Under the terms of the investment, the Series A Convertible Preferred Stock has a 3.875% dividend per annum, payable quarterly in additional shares of common stock and/or cash at our option. If any shares of Series A Convertible Preferred Stock have not been converted into common stock prior to May 3, 2024, we will be required to repurchase such shares at a repurchase price equal to the liquidation preference of the repurchased shares plus the amount of accumulated and unpaid dividends thereon. If we fail to effect such repurchase, the dividend rate on the Series A Convertible Preferred Stock will increase by 1% per annum and an additional 1% per annum on each anniversary of May 3, 2024 during the period in which such failure to effect the repurchase is continuing, except that the dividend rate will not increase to more than 6.875% per annum. During the three months ended June 30, 2018, the Company has paid $1.0 million as a cash dividend on Series A Convertible Preferred Stock.

 

The Company also uses interest rate swaps to mitigate the Company’s interest rate risk on the Company’s variable rate debt. The Company’s objective is to limit the variability of cash flows associated with changes in LIBOR interest rate payments due on the Credit Agreement (See Note 13 to the consolidated financial statements), by using pay-fixed, receive-variable interest rate swaps to offset the future variable rate interest payments. The Interest Rate Swap agreements require the Company to make monthly fixed interest rate payments based on the amortized notional amount at a blended weighted average rate of 1.025% and the Company will receive 1-month LIBOR on the same notional amounts.

 

The counterparties to the Interest Rate Swap Agreements could demand an early termination of the 2016 Swap Agreements if we are in default under the Credit Agreement, or any agreement that amends or replaces the Credit Agreement in which the counterparty is a member, and we are unable to cure the default.
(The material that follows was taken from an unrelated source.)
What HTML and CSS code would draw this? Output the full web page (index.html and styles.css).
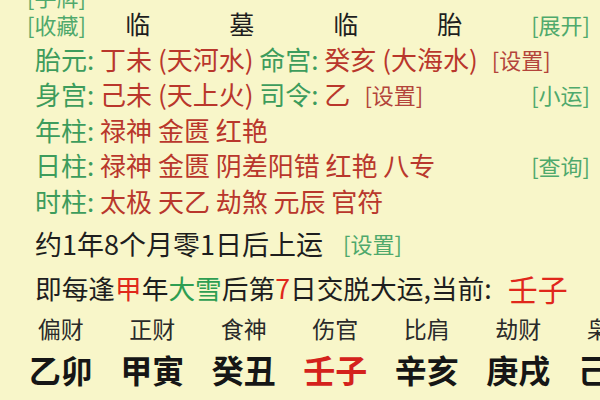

An event of default under the Credit Agreement includes customary events of default and failure to comply with financial covenants, including a maximum consolidated leverage ratio commencing on December 31, 2016, of not more than 3.25 to 1.00 for the first year of the Prior Credit Agreement, of not more than 3.00 to 1.00 for the second year of the Prior Credit Agreement, and 2.75 to 1.00 thereafter, each as determined for the four consecutive quarter period ending on each fiscal quarter and a minimum consolidated fixed charge coverage ratio of 1.25 to 1.00. As of June 30, 2018, we were in compliance with these covenants. The unrealized gain associated with the 2016 Swap Agreement was $2.6 million as of June 30, 2018, which represents the estimated amount that we would receive from the counterparties in the event of an early termination.

 

At June 30, 2018, a significant portion of our cash, cash equivalents, short-term and long-term investments was held by our foreign subsidiaries. We continually monitor our cash needs and employ tax planning and financing strategies to ensure cash is available in the appropriate jurisdictions to meet operating needs. The cash held by our foreign subsidiaries is considered indefinitely reinvested in local operations. If required, it could be repatriated to the United States. Due to the various methods by which such earnings could be repatriated in the future, the amount of taxes attributable to these earnings is not practicably determinable. If such earnings were to be repatriated in the future or are no longer deemed to be indefinitely reinvested, we will accrue the applicable amount of taxes.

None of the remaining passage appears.